* **Exercise prompt**
Below this line are records; write out exactly the lines from the one containing "Generate a component" through the one containing "import React from", with the pictures left out.

* **Exercise input**
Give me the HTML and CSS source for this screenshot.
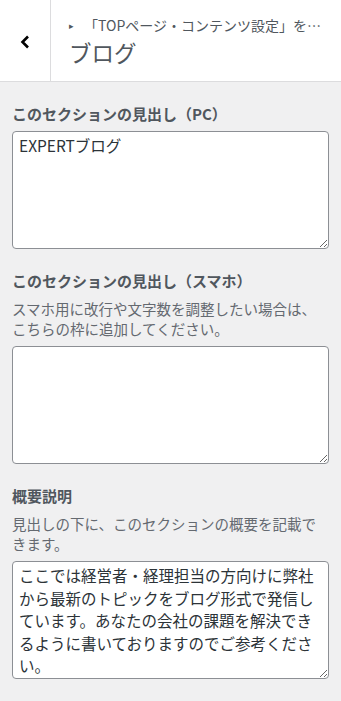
FILE: index.html
```html
<!DOCTYPE html>
<html lang="ja">

<head>
    <meta charset="utf-8">
    <title>ブログ</title>
    <link rel="stylesheet" href="styles.css">
</head>

<body>
    <div class="panel-head">
        <button class="back" type="button" aria-label="戻る">
            <svg width="12" height="14" viewBox="0 0 12 14">
                <path d="M9 1.5 L3.5 7 L9 12.5" fill="none" stroke="#000" stroke-width="2.6"/>
            </svg>
        </button>
        <div class="head-titles">
            <div class="crumb"><span class="crumb-arrow">▸</span>「TOPページ・コンテンツ設定」を…</div>
            <h2 class="panel-title">ブログ</h2>
        </div>
    </div>

    <div class="controls">
        <div class="control">
            <label class="control-label">このセクションの見出し（PC）</label>
            <textarea class="control-input">EXPERTブログ</textarea>
        </div>

        <div class="control">
            <label class="control-label">このセクションの見出し（スマホ）</label>
            <p class="control-desc">スマホ用に改行や文字数を調整したい場合は、こちらの枠に追加してください。</p>
            <textarea class="control-input"></textarea>
        </div>

        <div class="control">
            <label class="control-label">概要説明</label>
            <p class="control-desc">見出しの下に、このセクションの概要を記載できます。</p>
            <textarea class="control-input">ここでは経営者・経理担当の方向けに弊社から最新のトピックをブログ形式で発信しています。あなたの会社の課題を解決できるように書いておりますのでご参考ください。</textarea>
        </div>
    </div>
</body>

</html>
```

FILE: styles.css
```css
body {
    margin: 0;
    background: #f0f0f1;
    font-family: "Noto Sans CJK JP", "Noto Sans", sans-serif;
    color: #50575e;
}

.panel-head {
    display: flex;
    height: 81px;
    background: #fff;
    border-bottom: 1px solid #dcdcde;
}

.back {
    width: 51px;
    flex-shrink: 0;
    display: flex;
    align-items: center;
    justify-content: center;
    padding: 2px 0 0;
    background: #fff;
    border: 0;
    border-right: 1px solid #dcdcde;
}

.head-titles {
    padding: 15px 0 0 18px;
    min-width: 0;
}

.crumb {
    font-size: 14px;
    line-height: 20px;
    color: #50575e;
    white-space: nowrap;
}

.crumb-arrow {
    font-size: 9px;
    margin-right: 10px;
    vertical-align: 2px;
}

.panel-title {
    margin: 0;
    font-size: 22.5px;
    line-height: 32px;
    font-weight: 400;
    color: #50575e;
}

.controls {
    padding: 22px 12px 12px;
}

.control {
    margin-bottom: 22px;
}

.control-label {
    display: block;
    font-size: 15px;
    line-height: 20px;
    font-weight: 700;
    color: #50575e;
}

.control-desc {
    margin: 8px 0 0;
    font-size: 14.5px;
    line-height: 20px;
    color: #646970;
}

.control-input {
    display: block;
    box-sizing: border-box;
    width: 100%;
    height: 118px;
    margin-top: 7px;
    padding: 2px 6px;
    border: 1px solid #8c8f94;
    border-radius: 4px;
    background: #fff;
    font-family: "Noto Sans CJK JP", "Noto Sans", sans-serif;
    font-size: 15.5px;
    line-height: 22.5px;
    color: #2c3338;
    overflow: hidden;
}
```
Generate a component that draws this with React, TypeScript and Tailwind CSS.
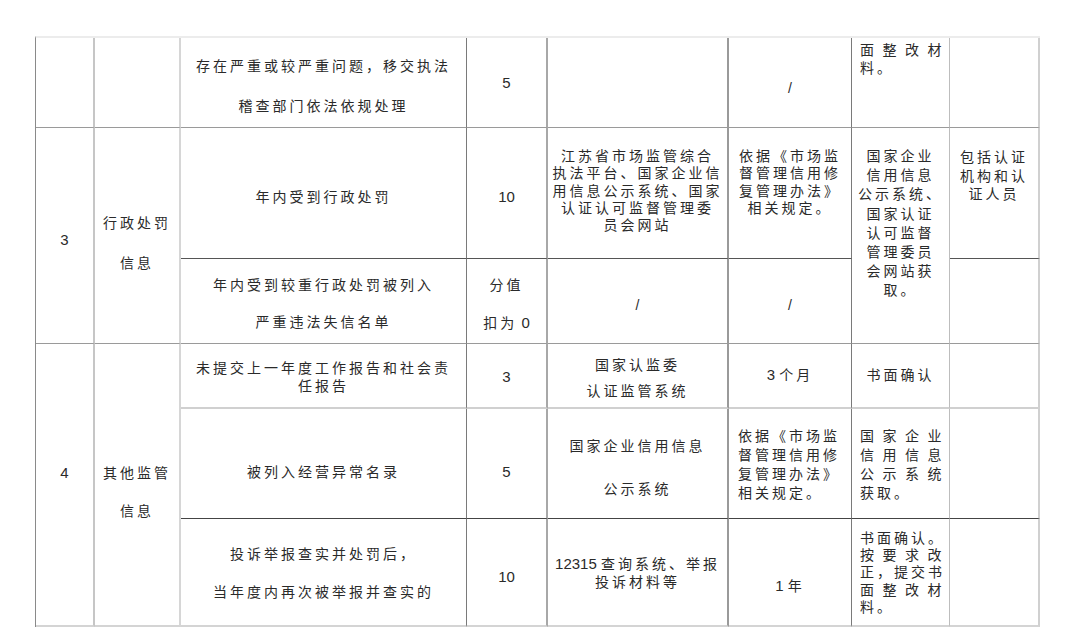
import React from "react";

export default function App() {
  return (
    <div className="w-[1080px] h-[628px] bg-white overflow-hidden font-['Liberation_Sans','Noto_Sans_CJK_SC',sans-serif] text-[14px] text-[#2a2a2a] tracking-[3px]">
      <div className="ml-[35px] mt-[36px] w-fit grid grid-cols-[59px_86px_286px_81px_181px_123px_98px_90px] grid-rows-[90px_131px_85px_65px_110px_108px] border-l border-l-[#8a8a8a] border-t-2 border-t-[#ececec]">
        {/* Row 1 */}
        <div className="col-start-1 row-start-1 border-r-2 border-r-[#c6c6c6] border-b border-b-[#9a9a9a]" />
        <div className="col-start-2 row-start-1 border-r-2 border-r-[#d6d6d6] border-b border-b-[#9a9a9a]" />
        <div className="col-start-3 row-start-1 border-r border-r-[#7a7a7a] border-b border-b-[#9a9a9a] flex flex-col items-center pt-[8px] leading-[40px] whitespace-nowrap">
          <div>存在严重或较严重问题，移交执法</div>
          <div>稽查部门依法依规处理</div>
        </div>
        <div className="col-start-4 row-start-1 border-r-2 border-r-[#a8a8a8] border-b border-b-[#9a9a9a] flex items-center justify-center pt-[2px] tracking-normal text-[15px]">5</div>
        <div className="col-start-5 row-start-1 border-r-2 border-r-[#9a9a9a] border-b border-b-[#9a9a9a]" />
        <div className="col-start-6 row-start-1 border-r border-r-[#7a7a7a] border-b border-b-[#9a9a9a] flex items-center justify-center pt-[12px] tracking-normal">/</div>
        <div className="col-start-7 row-start-1 border-r border-r-[#bdbdbd] border-b border-b-[#9a9a9a] flex flex-col items-start pl-[8px] pt-[3px] leading-[18px] whitespace-nowrap">
          <div className="tracking-[8.5px]">面整改材</div>
          <div>料。</div>
        </div>
        <div className="col-start-8 row-start-1 border-r-2 border-r-[#d0d0d0] border-b border-b-[#9a9a9a]" />

        {/* Block 3 */}
        <div className="col-start-1 row-start-2 row-span-2 border-r-2 border-r-[#c6c6c6] border-b border-b-[#9a9a9a] flex items-center justify-center pt-[10px] tracking-normal text-[15px]">3</div>
        <div className="col-start-2 row-start-2 row-span-2 border-r-2 border-r-[#d6d6d6] border-b border-b-[#9a9a9a] flex flex-col items-center justify-center pt-[14px] leading-[40px] whitespace-nowrap">
          <div>行政处罚</div>
          <div>信息</div>
        </div>
        <div className="col-start-3 row-start-2 border-r border-r-[#7a7a7a] border-b border-b-[#555] flex items-center justify-center pt-[9px] whitespace-nowrap">年内受到行政处罚</div>
        <div className="col-start-4 row-start-2 border-r-2 border-r-[#a8a8a8] border-b border-b-[#555] flex items-center justify-center pt-[9px] tracking-normal text-[15px]">10</div>
        <div className="col-start-5 row-start-2 border-r-2 border-r-[#9a9a9a] border-b border-b-[#555] flex flex-col items-center pt-[20px] leading-[17.25px] whitespace-nowrap">
          <div>江苏省市场监管综合</div>
          <div>执法平台、国家企业信</div>
          <div>用信息公示系统、国家</div>
          <div>认证认可监督管理委</div>
          <div>员会网站</div>
        </div>
        <div className="col-start-6 row-start-2 border-r border-r-[#7a7a7a] border-b border-b-[#555] flex flex-col items-center pt-[20px] leading-[17.25px] whitespace-nowrap">
          <div>依据《市场监</div>
          <div>督管理信用修</div>
          <div>复管理办法》</div>
          <div>相关规定。</div>
        </div>
        <div className="col-start-7 row-start-2 row-span-2 border-r border-r-[#bdbdbd] border-b border-b-[#9a9a9a] flex flex-col items-center pt-[19px] leading-[19.2px] whitespace-nowrap">
          <div>国家企业</div>
          <div>信用信息</div>
          <div>公示系统、</div>
          <div>国家认证</div>
          <div>认可监督</div>
          <div>管理委员</div>
          <div>会网站获</div>
          <div>取。</div>
        </div>
        <div className="col-start-8 row-start-2 border-r-2 border-r-[#d0d0d0] border-b border-b-[#555] flex flex-col items-center pt-[20px] leading-[18.5px] whitespace-nowrap">
          <div>包括认证</div>
          <div>机构和认</div>
          <div>证人员</div>
        </div>
        <div className="col-start-3 row-start-3 border-r border-r-[#7a7a7a] border-b border-b-[#9a9a9a] flex flex-col items-center pt-[8px] leading-[37px] whitespace-nowrap">
          <div>年内受到较重行政处罚被列入</div>
          <div>严重违法失信名单</div>
        </div>
        <div className="col-start-4 row-start-3 border-r-2 border-r-[#a8a8a8] border-b border-b-[#9a9a9a] flex flex-col items-center pt-[8px] leading-[37px] whitespace-nowrap">
          <div>分值</div>
          <div>扣为<span className="tracking-normal text-[15px]"> 0</span></div>
        </div>
        <div className="col-start-5 row-start-3 border-r-2 border-r-[#9a9a9a] border-b border-b-[#9a9a9a] flex items-center justify-center pt-[8px] tracking-normal">/</div>
        <div className="col-start-6 row-start-3 border-r border-r-[#7a7a7a] border-b border-b-[#9a9a9a] flex items-center justify-center pt-[8px] tracking-normal">/</div>
        <div className="col-start-8 row-start-3 border-r-2 border-r-[#d0d0d0] border-b border-b-[#9a9a9a]" />

        {/* Block 4 */}
        <div className="col-start-1 row-start-4 row-span-3 border-r-2 border-r-[#c6c6c6] border-b-2 border-b-[#d4d4d4] flex flex-col items-center pt-[119px] leading-[20px] tracking-normal text-[15px]">4</div>
        <div className="col-start-2 row-start-4 row-span-3 border-r-2 border-r-[#d6d6d6] border-b-2 border-b-[#d4d4d4] flex flex-col items-center pt-[110px] leading-[38px] whitespace-nowrap">
          <div>其他监管</div>
          <div>信息</div>
        </div>

        <div className="col-start-3 row-start-4 border-r border-r-[#7a7a7a] border-b-2 border-b-[#d0d0d0] flex flex-col items-center justify-center leading-[18px] pt-[2px] whitespace-nowrap">
          <div>未提交上一年度工作报告和社会责</div>
          <div>任报告</div>
        </div>
        <div className="col-start-4 row-start-4 border-r-2 border-r-[#a8a8a8] border-b-2 border-b-[#d0d0d0] flex items-center justify-center pt-[3px] tracking-normal text-[15px]">3</div>
        <div className="col-start-5 row-start-4 border-r-2 border-r-[#9a9a9a] border-b-2 border-b-[#d0d0d0] flex flex-col items-center justify-center leading-[26px] pt-[4px] whitespace-nowrap">
          <div>国家认监委</div>
          <div>认证监管系统</div>
        </div>
        <div className="col-start-6 row-start-4 border-r border-r-[#7a7a7a] border-b-2 border-b-[#d0d0d0] flex items-center justify-center whitespace-nowrap">
          <span><span className="tracking-normal text-[15px]">3 </span>个月</span>
        </div>
        <div className="col-start-7 row-start-4 border-r border-r-[#bdbdbd] border-b-2 border-b-[#d0d0d0] flex items-center justify-center whitespace-nowrap">书面确认</div>
        <div className="col-start-8 row-start-4 border-r-2 border-r-[#d0d0d0] border-b-2 border-b-[#d0d0d0]" />

        <div className="col-start-3 row-start-5 border-r border-r-[#7a7a7a] border-b border-b-[#444] flex items-center justify-center pt-[18px] whitespace-nowrap">被列入经营异常名录</div>
        <div className="col-start-4 row-start-5 border-r-2 border-r-[#a8a8a8] border-b border-b-[#444] flex items-center justify-center pt-[18px] tracking-normal text-[15px]">5</div>
        <div className="col-start-5 row-start-5 border-r-2 border-r-[#9a9a9a] border-b border-b-[#444] flex flex-col items-center justify-center leading-[43px] pt-[8px] whitespace-nowrap">
          <div>国家企业信用信息</div>
          <div>公示系统</div>
        </div>
        <div className="col-start-6 row-start-5 border-r border-r-[#7a7a7a] border-b border-b-[#444] flex flex-col items-start justify-center pl-[9px] leading-[19px] pt-[3px] whitespace-nowrap">
          <div>依据《市场监</div>
          <div>督管理信用修</div>
          <div>复管理办法》</div>
          <div>相关规定。</div>
        </div>
        <div className="col-start-7 row-start-5 border-r border-r-[#bdbdbd] border-b border-b-[#444] flex flex-col items-start justify-center pl-[8px] leading-[19px] pt-[3px] whitespace-nowrap">
          <div className="tracking-[8.5px]">国家企业</div>
          <div className="tracking-[8.5px]">信用信息</div>
          <div className="tracking-[8.5px]">公示系统</div>
          <div>获取。</div>
        </div>
        <div className="col-start-8 row-start-5 border-r-2 border-r-[#d0d0d0] border-b border-b-[#444]" />

        <div className="col-start-3 row-start-6 border-r border-r-[#7a7a7a] border-b-2 border-b-[#d4d4d4] flex flex-col items-center justify-center leading-[38px] pt-[2px] whitespace-nowrap">
          <div>投诉举报查实并处罚后，</div>
          <div>当年度内再次被举报并查实的</div>
        </div>
        <div className="col-start-4 row-start-6 border-r-2 border-r-[#a8a8a8] border-b-2 border-b-[#d4d4d4] flex items-center justify-center pt-[10px] tracking-normal text-[15px]">10</div>
        <div className="col-start-5 row-start-6 border-r-2 border-r-[#9a9a9a] border-b-2 border-b-[#d4d4d4] flex flex-col items-center justify-center leading-[18px] pt-[2px] whitespace-nowrap">
          <div><span className="tracking-normal text-[15px]">12315 </span>查询系统、举报</div>
          <div>投诉材料等</div>
        </div>
        <div className="col-start-6 row-start-6 border-r border-r-[#7a7a7a] border-b-2 border-b-[#d4d4d4] flex items-center justify-center pt-[28px] whitespace-nowrap">
          <span><span className="tracking-normal text-[15px]">1 </span>年</span>
        </div>
        <div className="col-start-7 row-start-6 border-r border-r-[#bdbdbd] border-b-2 border-b-[#d4d4d4] flex flex-col items-start justify-center pl-[8px] leading-[17.3px] pt-[2px] whitespace-nowrap">
          <div>书面确认。</div>
          <div className="tracking-[8.5px]">按要求改</div>
          <div>正，提交书</div>
          <div className="tracking-[8.5px]">面整改材</div>
          <div>料。</div>
        </div>
        <div className="col-start-8 row-start-6 border-r-2 border-r-[#d0d0d0] border-b-2 border-b-[#d4d4d4]" />
      </div>
    </div>
  );
}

* **Task response**
Generate a component that draws this with React, TypeScript and Tailwind CSS.
import React from "react";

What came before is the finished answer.